Judicial building in Brighton, England

Brighton Law Courts is a Crown Court venue, which deals with serious criminal cases, and a Magistrates' court venue in Edward Street, Brighton, England.

==History==
Until the mid-1960s, the quarter sessions in Brighton were held in Brighton Town Hall. However, as the number of criminal cases in the Brighton area grew, it became necessary to commission a more modern courthouse. The site selected by the Lord Chancellor's Department, on the north side of Edward Street, had accommodated a series of rows of terraced housing (William Street, Henry Street and John Street) before the area was cleared.

The new building was designed by the borough architect, Percy Billington, in the brutalist style, built in concrete and glass at a cost of £665,000 and was officially opened by the Lord Chancellor, Lord Gardiner, on 3 November 1967. The design involved a broadly symmetrical main frontage of ten bays facing onto Edward Street. The central section of eight bays featured a flight of steps leading up to an entrance slightly to the right of centre. The entrance was covered by a canopy supported by steel columns, above which, there was a concrete panel bearing a Royal coat of arms. The central section were fenestrated by large glass panels in the other bays on the lower two floors, and by a row of small square casement windows on the second floor. The end bays, which formed the visible part of side wings stretching along William Street and John Street, were projected forward and completely faced in concrete panels. Internally, the building was laid out to accommodate two courtrooms for the quarter sessions, two courtrooms for the magistrates, and one courtroom for the coroner. Following implementation of the Courts Act 1971, the two courtrooms allocated for the quarter sessions became the venue for hearings of the crown court.

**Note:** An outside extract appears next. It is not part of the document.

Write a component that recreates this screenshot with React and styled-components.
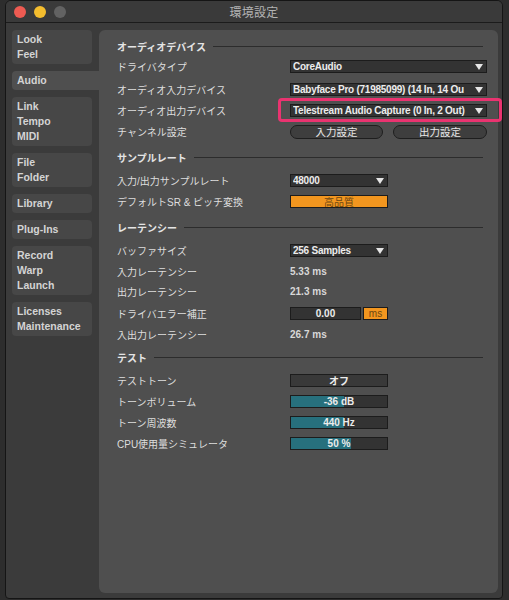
import React from "react";
import styled, { createGlobalStyle } from "styled-components";

const sans = `"Liberation Sans", "Noto Sans CJK JP", sans-serif`;

const GlobalStyle = createGlobalStyle`
html, body {
  margin: 0;
  padding: 0;
  background: #2d2d2d;
}
body {
  font-family: ${sans};
}
`;

const Window = styled.div`
  margin-left: 5px;
  width: 498px;
  height: 599px;
  box-sizing: border-box;
  border: 1px solid #151515;
  border-radius: 6px 6px 4px 4px;
  background: #3b3b3b;
  display: flex;
  flex-direction: column;
  overflow: hidden;
`;

const TitleBar = styled.div`
  position: relative;
  height: 21px;
  flex-shrink: 0;
  border-bottom: 1px solid #1b1b1b;
  background: #3a3a3a;
  display: flex;
  align-items: center;
  justify-content: center;
`;

const Lights = styled.div`
  position: absolute;
  left: 8px;
  top: 5px;
  display: flex;
  gap: 8px;
`;

const Light = styled.span`
  width: 12px;
  height: 12px;
  border-radius: 50%;
  background: ${(p) => p.$c};
`;

const Title = styled.span`
  font-size: 12px;
  color: #b3b3b3;
  letter-spacing: 0.3px;
`;

const Body = styled.div`
  flex: 1;
  display: flex;
  gap: 7px;
  padding: 7px 4px 5px 6px;
  min-height: 0;
`;

const Sidebar = styled.div`
  width: 80px;
  flex-shrink: 0;
  display: flex;
  flex-direction: column;
  gap: 7px;
`;

const NavItem = styled.div`
  padding: 2px 5px;
  border-radius: ${(p) => (p.$active ? "4px 0 0 4px" : "4px")};
  margin-right: ${(p) => (p.$active ? "-7px" : "0")};
  background: ${(p) => (p.$active ? "#4f4f4f" : "#474747")};
  font-size: 10.5px;
  font-weight: bold;
  line-height: 15px;
  color: #d4d4d4;
`;

const Panel = styled.div`
  flex: 1;
  background: #4f4f4f;
  border-radius: 6px;
  padding: 9px 11px 0 18px;
  display: flex;
  flex-direction: column;
`;

const SectionHead = styled.div`
  height: 14px;
  margin-top: ${(p) => p.$mt || 0}px;
  margin-right: 4px;
  display: flex;
  align-items: center;
  gap: 7px;
`;

const HeadText = styled.span`
  font-size: 10px;
  font-weight: bold;
  color: #e4e4e4;
  white-space: nowrap;
`;

const HeadLine = styled.span`
  flex: 1;
  height: 1px;
  background: #2c2c2c;
`;

const Row = styled.div`
  height: ${(p) => p.$h || 21}px;
  margin-top: ${(p) => p.$mt || 0}px;
  display: flex;
  align-items: center;
`;

const Label = styled.div`
  width: 173px;
  flex-shrink: 0;
  font-size: 10px;
  color: #dedede;
  white-space: nowrap;
`;

const Control = styled.div`
  position: relative;
  flex: 1;
  display: flex;
  align-items: center;
  gap: ${(p) => p.$gap || 0}px;
`;

const Select = styled.div`
  width: ${(p) => p.$w}px;
  height: 13px;
  box-sizing: border-box;
  border: 1px solid #1c1c1c;
  background: #333333;
  display: flex;
  align-items: center;
  padding: 0 3px 0 2px;
  gap: 1px;
`;

const SelectText = styled.span`
  flex: 1;
  overflow: hidden;
  white-space: nowrap;
  font-size: 10px;
  letter-spacing: -0.25px;
  font-weight: bold;
  color: #ececec;
  line-height: 11px;
`;

const Arrow = styled.span`
  flex-shrink: 0;
  width: 0;
  height: 0;
  border-left: 4px solid transparent;
  border-right: 4px solid transparent;
  border-top: 6px solid #e6e6e6;
`;

const Highlight = styled.div`
  position: absolute;
  left: -12px;
  right: -15px;
  top: -6px;
  bottom: -5px;
  border: 3px solid #ea3370;
  border-radius: 4px;
  pointer-events: none;
`;

const PillButton = styled.div`
  width: ${(p) => p.$w}px;
  height: 14px;
  box-sizing: border-box;
  border: 1px solid #1e1e1e;
  border-radius: 7px;
  background: #3e3e3e;
  display: flex;
  align-items: center;
  justify-content: center;
  font-size: 10.5px;
  color: #e6e6e6;
`;

const OrangeBox = styled.div`
  width: ${(p) => p.$w}px;
  height: 13px;
  box-sizing: border-box;
  border: 1px solid #1c1c1c;
  background: #f2961f;
  display: flex;
  align-items: center;
  justify-content: center;
  font-size: 10px;
  color: #6b4613;
`;

const Value = styled.span`
  font-size: 10px;
  font-weight: bold;
  color: #d8d8d8;
`;

const FieldBox = styled.div`
  width: ${(p) => p.$w}px;
  height: 13px;
  box-sizing: border-box;
  border: 1px solid #1c1c1c;
  background: ${(p) => p.$bg || "#333333"};
  display: flex;
  align-items: center;
  justify-content: center;
  font-size: 10px;
  font-weight: bold;
  color: #ececec;
`;

const Bar = styled.div`
  position: relative;
  width: 98px;
  height: 13px;
  box-sizing: border-box;
  border: 1px solid #1c1c1c;
  background: #333333;
  overflow: hidden;
`;

const Fill = styled.div`
  height: 100%;
  background: #27707d;
`;

const BarText = styled.span`
  position: absolute;
  inset: 0;
  display: flex;
  align-items: center;
  justify-content: center;
  font-size: 10px;
  font-weight: bold;
  color: #ececec;
`;

const nav = [
  ["Look", "Feel"],
  ["Audio"],
  ["Link", "Tempo", "MIDI"],
  ["File", "Folder"],
  ["Library"],
  ["Plug-Ins"],
  ["Record", "Warp", "Launch"],
  ["Licenses", "Maintenance"],
];

function Slider({ value, label }) {
  return (
    <Bar>
      <Fill style={{ width: `${value}%` }} />
      <BarText>{label}</BarText>
    </Bar>
  );
}

function Section({ title, mt }) {
  return (
    <SectionHead $mt={mt}>
      <HeadText>{title}</HeadText>
      <HeadLine />
    </SectionHead>
  );
}

function Dropdown({ w, children }) {
  return (
    <Select $w={w}>
      <SelectText>{children}</SelectText>
      <Arrow />
    </Select>
  );
}

export default function App() {
  return (
    <>
      <GlobalStyle />
      <Window>
        <TitleBar>
          <Lights>
            <Light $c="#ee5b52" />
            <Light $c="#f4bd2e" />
            <Light $c="#626262" />
          </Lights>
          <Title>環境設定</Title>
        </TitleBar>
        <Body>
          <Sidebar>
            {nav.map((group) => (
              <NavItem key={group[0]} $active={group[0] === "Audio"}>
                {group.map((t) => (
                  <div key={t}>{t}</div>
                ))}
              </NavItem>
            ))}
          </Sidebar>
          <Panel>
            <Section title="オーディオデバイス" />
            <Row $mt={3}>
              <Label>ドライバタイプ</Label>
              <Control>
                <Dropdown w={197}>CoreAudio</Dropdown>
              </Control>
            </Row>
            <Row $mt={2}>
              <Label>オーディオ入力デバイス</Label>
              <Control>
                <Dropdown w={197}>Babyface Pro (71985099) (14 In, 14 Ou</Dropdown>
              </Control>
            </Row>
            <Row>
              <Label>オーディオ出力デバイス</Label>
              <Control>
                <Dropdown w={197}>Telestream Audio Capture (0 In, 2 Out)</Dropdown>
                <Highlight />
              </Control>
            </Row>
            <Row>
              <Label>チャンネル設定</Label>
              <Control $gap={10}>
                <PillButton $w={93}>入力設定</PillButton>
                <PillButton $w={94}>出力設定</PillButton>
              </Control>
            </Row>

            <Section title="サンプルレート" mt={8} />
            <Row $mt={6}>
              <Label>入力/出力サンプルレート</Label>
              <Control>
                <Dropdown w={98}>48000</Dropdown>
              </Control>
            </Row>
            <Row>
              <Label>デフォルトSR &amp; ピッチ変換</Label>
              <Control>
                <OrangeBox $w={98}>高品質</OrangeBox>
              </Control>
            </Row>

            <Section title="レーテンシー" mt={8} />
            <Row $mt={6}>
              <Label>バッファサイズ</Label>
              <Control>
                <Dropdown w={98}>256 Samples</Dropdown>
              </Control>
            </Row>
            <Row $h={20}>
              <Label>入力レーテンシー</Label>
              <Control>
                <Value>5.33 ms</Value>
              </Control>
            </Row>
            <Row $h={20}>
              <Label>出力レーテンシー</Label>
              <Control>
                <Value>21.3 ms</Value>
              </Control>
            </Row>
            <Row $mt={2}>
              <Label>ドライバエラー補正</Label>
              <Control $gap={2}>
                <FieldBox $w={71}>0.00</FieldBox>
                <OrangeBox $w={25}>ms</OrangeBox>
              </Control>
            </Row>
            <Row $h={20}>
              <Label>入出力レーテンシー</Label>
              <Control>
                <Value>26.7 ms</Value>
              </Control>
            </Row>

            <Section title="テスト" mt={6} />
            <Row $mt={6}>
              <Label>テストトーン</Label>
              <Control>
                <FieldBox $w={98} $bg="#393939">オフ</FieldBox>
              </Control>
            </Row>
            <Row>
              <Label>トーンボリューム</Label>
              <Control>
                <Slider value={55} label="-36 dB" />
              </Control>
            </Row>
            <Row>
              <Label>トーン周波数</Label>
              <Control>
                <Slider value={55} label="440 Hz" />
              </Control>
            </Row>
            <Row $h={20}>
              <Label>CPU使用量シミュレータ</Label>
              <Control>
                <Slider value={62} label="50 %" />
              </Control>
            </Row>
          </Panel>
        </Body>
      </Window>
    </>
  );
}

After an extensive refurbishment of the building, during which the magistrates were accommodated at the former parochial offices in Princes Street, the building was formally re-opened by the Lord Chief Justice, Lord Lane, on 27 April 1989.

Notable cases have included the trial and conviction of a kitchen worker, Francesco D'Agostino, in October 2020, for the murder of an Albanian immigrant, Serxhio Marku.